EXERCISE OBJECTIVE: Skip all pictures, then print the remaining material exactly.

DATASET EXTRACT:

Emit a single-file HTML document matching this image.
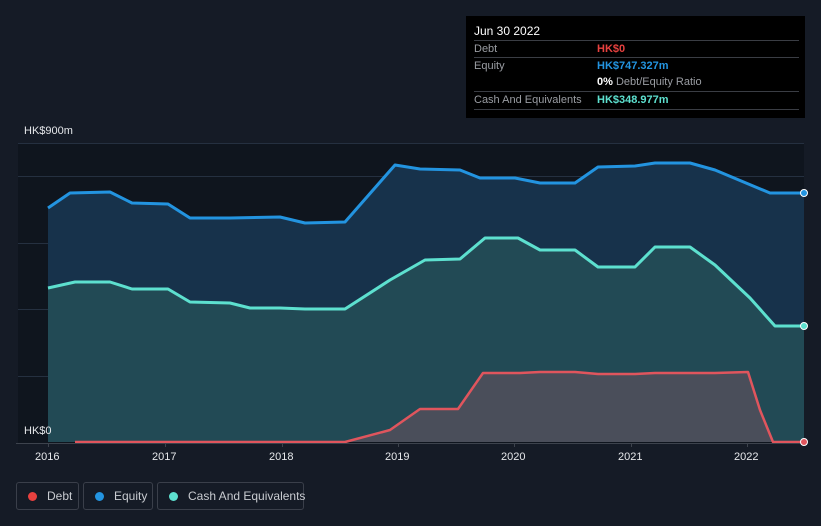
<!DOCTYPE html>
<html><head><style>
body{margin:0;background:#151b26;font-family:"Liberation Sans",sans-serif;}
.wrap{position:relative;width:821px;height:526px;overflow:hidden;background:#151b26}
.tip{position:absolute;left:466px;top:16px;width:339px;height:102px;background:#000;color:#fff;font-size:11px}
.tip .r{position:absolute;left:8px;right:6px;height:17px;border-top:1px solid #3a3d44;line-height:17px;color:#9a9da3}
.tip .v{position:absolute;left:123px;font-weight:bold}
.leg{position:absolute;top:482px;height:28px;border:1px solid #3a3f4a;border-radius:3px;color:#c8cbd0;font-size:12px;line-height:26px;box-sizing:border-box;white-space:nowrap}
.leg i{display:inline-block;width:9px;height:9px;border-radius:50%;margin:0 10px 0 11px;vertical-align:-1px}
.ax{position:absolute;top:451px;color:#e6e8eb;font-size:11px}
</style></head><body><div class="wrap">
<svg width="821" height="526" style="position:absolute;left:0;top:0">
<rect x="18" y="143" width="786" height="300" fill="#0f151e"/>
<g stroke="#253040" stroke-width="1">
<line x1="18" y1="143.5" x2="804" y2="143.5"/><line x1="18" y1="176.5" x2="804" y2="176.5"/>
<line x1="18" y1="243.5" x2="804" y2="243.5"/><line x1="18" y1="309.5" x2="804" y2="309.5"/>
<line x1="18" y1="376.5" x2="804" y2="376.5"/></g>
<polygon fill="#17324b" points="48,208 70,193 110,192 132,203 168,204 190,218 230,218 280,217 305,223 345,222 395,165 420,169 460,170 480,178 515,178 540,183 575,183 598,167 635,166 655,163 690,163 715,170 770,193 804,193 804,442 48,442"/>
<polygon fill="#224a55" points="48,288 75,282 110,282 132,289 168,289 190,302 230,303 250,308 280,308 305,309 345,309 390,280 425,260 460,259 485,238 518,238 540,250 575,250 598,267 635,267 655,247 690,247 715,265 750,298 775,326 804,326 804,442 48,442"/>
<polygon fill="#4a4e5a" points="75,442 345,442 390,430 420,409 458,409 483,373 520,373 540,372 575,372 598,374 635,374 655,373 715,373 748,372 760,410 773,442"/>
<polyline fill="none" stroke="#2394e0" stroke-width="3" stroke-linejoin="round" points="48,208 70,193 110,192 132,203 168,204 190,218 230,218 280,217 305,223 345,222 395,165 420,169 460,170 480,178 515,178 540,183 575,183 598,167 635,166 655,163 690,163 715,170 770,193 804,193"/>
<polyline fill="none" stroke="#5de0cf" stroke-width="3" stroke-linejoin="round" points="48,288 75,282 110,282 132,289 168,289 190,302 230,303 250,308 280,308 305,309 345,309 390,280 425,260 460,259 485,238 518,238 540,250 575,250 598,267 635,267 655,247 690,247 715,265 750,298 775,326 804,326"/>
<polyline fill="none" stroke="#e0555d" stroke-width="2.5" stroke-linejoin="round" points="75,442 345,442 390,430 420,409 458,409 483,373 520,373 540,372 575,372 598,374 635,374 655,373 715,373 748,372 760,410 773,442 804,442"/>
<line x1="16" y1="443.5" x2="804" y2="443.5" stroke="#3d434d"/>
<g stroke="#3d434d"><line x1="48.5" y1="443" x2="48.5" y2="447"/><line x1="165.5" y1="443" x2="165.5" y2="447"/><line x1="282.5" y1="443" x2="282.5" y2="447"/><line x1="398.5" y1="443" x2="398.5" y2="447"/><line x1="514.5" y1="443" x2="514.5" y2="447"/><line x1="631.5" y1="443" x2="631.5" y2="447"/><line x1="747.5" y1="443" x2="747.5" y2="447"/></g>
<circle cx="804" cy="193" r="3.5" fill="#2394e0" stroke="#fff" stroke-width="1"/>
<circle cx="804" cy="326" r="3.5" fill="#5de0cf" stroke="#fff" stroke-width="1"/>
<circle cx="804" cy="442" r="3.5" fill="#e0555d" stroke="#fff" stroke-width="1"/>
</svg>
<div style="position:absolute;left:24px;top:125px;color:#e6e8eb;font-size:11px">HK$900m</div>
<div style="position:absolute;left:24px;top:425px;color:#e6e8eb;font-size:11px">HK$0</div>
<div class="ax" style="left:35px">2016</div><div class="ax" style="left:152px">2017</div><div class="ax" style="left:269px">2018</div><div class="ax" style="left:385px">2019</div><div class="ax" style="left:501px">2020</div><div class="ax" style="left:618px">2021</div><div class="ax" style="left:734px">2022</div>
<div class="tip">
<div style="position:absolute;left:8px;top:8px;font-size:12px">Jun 30 2022</div>
<div class="r" style="top:24px">Debt<span class="v" style="color:#e8413f">HK$0</span></div>
<div class="r" style="top:41px">Equity<span class="v" style="color:#2394e0">HK$747.327m</span></div>
<div class="r" style="top:58px;border-top:none"><span class="v" style="color:#fff">0% <span style="font-weight:normal;color:#9a9da3">Debt/Equity Ratio</span></span></div>
<div class="r" style="top:75px">Cash And Equivalents<span class="v" style="color:#5de0cf">HK$348.977m</span></div>
<div class="r" style="top:93px;height:0"></div>
</div>
<div class="leg" style="left:16px;width:63px"><i style="background:#e8413f"></i>Debt</div>
<div class="leg" style="left:83px;width:70px"><i style="background:#2394e0"></i>Equity</div>
<div class="leg" style="left:157px;width:147px"><i style="background:#5de0cf"></i>Cash And Equivalents</div>
</div></body></html>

SOLUTION FOR THIS EXERCISE:
Emit a single-file HTML document matching this image.
<!DOCTYPE html>
<html><head><style>
body{margin:0;background:#151b26;font-family:"Liberation Sans",sans-serif;}
.wrap{position:relative;width:821px;height:526px;overflow:hidden;background:#151b26}
.tip{position:absolute;left:466px;top:16px;width:339px;height:102px;background:#000;color:#fff;font-size:11px}
.tip .r{position:absolute;left:8px;right:6px;height:17px;border-top:1px solid #3a3d44;line-height:17px;color:#9a9da3}
.tip .v{position:absolute;left:123px;font-weight:bold}
.leg{position:absolute;top:482px;height:28px;border:1px solid #3a3f4a;border-radius:3px;color:#c8cbd0;font-size:12px;line-height:26px;box-sizing:border-box;white-space:nowrap}
.leg i{display:inline-block;width:9px;height:9px;border-radius:50%;margin:0 10px 0 11px;vertical-align:-1px}
.ax{position:absolute;top:451px;color:#e6e8eb;font-size:11px}
</style></head><body><div class="wrap">
<svg width="821" height="526" style="position:absolute;left:0;top:0">
<rect x="18" y="143" width="786" height="300" fill="#0f151e"/>
<g stroke="#253040" stroke-width="1">
<line x1="18" y1="143.5" x2="804" y2="143.5"/><line x1="18" y1="176.5" x2="804" y2="176.5"/>
<line x1="18" y1="243.5" x2="804" y2="243.5"/><line x1="18" y1="309.5" x2="804" y2="309.5"/>
<line x1="18" y1="376.5" x2="804" y2="376.5"/></g>
<polygon fill="#17324b" points="48,208 70,193 110,192 132,203 168,204 190,218 230,218 280,217 305,223 345,222 395,165 420,169 460,170 480,178 515,178 540,183 575,183 598,167 635,166 655,163 690,163 715,170 770,193 804,193 804,442 48,442"/>
<polygon fill="#224a55" points="48,288 75,282 110,282 132,289 168,289 190,302 230,303 250,308 280,308 305,309 345,309 390,280 425,260 460,259 485,238 518,238 540,250 575,250 598,267 635,267 655,247 690,247 715,265 750,298 775,326 804,326 804,442 48,442"/>
<polygon fill="#4a4e5a" points="75,442 345,442 390,430 420,409 458,409 483,373 520,373 540,372 575,372 598,374 635,374 655,373 715,373 748,372 760,410 773,442"/>
<polyline fill="none" stroke="#2394e0" stroke-width="3" stroke-linejoin="round" points="48,208 70,193 110,192 132,203 168,204 190,218 230,218 280,217 305,223 345,222 395,165 420,169 460,170 480,178 515,178 540,183 575,183 598,167 635,166 655,163 690,163 715,170 770,193 804,193"/>
<polyline fill="none" stroke="#5de0cf" stroke-width="3" stroke-linejoin="round" points="48,288 75,282 110,282 132,289 168,289 190,302 230,303 250,308 280,308 305,309 345,309 390,280 425,260 460,259 485,238 518,238 540,250 575,250 598,267 635,267 655,247 690,247 715,265 750,298 775,326 804,326"/>
<polyline fill="none" stroke="#e0555d" stroke-width="2.5" stroke-linejoin="round" points="75,442 345,442 390,430 420,409 458,409 483,373 520,373 540,372 575,372 598,374 635,374 655,373 715,373 748,372 760,410 773,442 804,442"/>
<line x1="16" y1="443.5" x2="804" y2="443.5" stroke="#3d434d"/>
<g stroke="#3d434d"><line x1="48.5" y1="443" x2="48.5" y2="447"/><line x1="165.5" y1="443" x2="165.5" y2="447"/><line x1="282.5" y1="443" x2="282.5" y2="447"/><line x1="398.5" y1="443" x2="398.5" y2="447"/><line x1="514.5" y1="443" x2="514.5" y2="447"/><line x1="631.5" y1="443" x2="631.5" y2="447"/><line x1="747.5" y1="443" x2="747.5" y2="447"/></g>
<circle cx="804" cy="193" r="3.5" fill="#2394e0" stroke="#fff" stroke-width="1"/>
<circle cx="804" cy="326" r="3.5" fill="#5de0cf" stroke="#fff" stroke-width="1"/>
<circle cx="804" cy="442" r="3.5" fill="#e0555d" stroke="#fff" stroke-width="1"/>
</svg>
<div style="position:absolute;left:24px;top:125px;color:#e6e8eb;font-size:11px">HK$900m</div>
<div style="position:absolute;left:24px;top:425px;color:#e6e8eb;font-size:11px">HK$0</div>
<div class="ax" style="left:35px">2016</div><div class="ax" style="left:152px">2017</div><div class="ax" style="left:269px">2018</div><div class="ax" style="left:385px">2019</div><div class="ax" style="left:501px">2020</div><div class="ax" style="left:618px">2021</div><div class="ax" style="left:734px">2022</div>
<div class="tip">
<div style="position:absolute;left:8px;top:8px;font-size:12px">Jun 30 2022</div>
<div class="r" style="top:24px">Debt<span class="v" style="color:#e8413f">HK$0</span></div>
<div class="r" style="top:41px">Equity<span class="v" style="color:#2394e0">HK$747.327m</span></div>
<div class="r" style="top:58px;border-top:none"><span class="v" style="color:#fff">0% <span style="font-weight:normal;color:#9a9da3">Debt/Equity Ratio</span></span></div>
<div class="r" style="top:75px">Cash And Equivalents<span class="v" style="color:#5de0cf">HK$348.977m</span></div>
<div class="r" style="top:93px;height:0"></div>
</div>
<div class="leg" style="left:16px;width:63px"><i style="background:#e8413f"></i>Debt</div>
<div class="leg" style="left:83px;width:70px"><i style="background:#2394e0"></i>Equity</div>
<div class="leg" style="left:157px;width:147px"><i style="background:#5de0cf"></i>Cash And Equivalents</div>
</div></body></html>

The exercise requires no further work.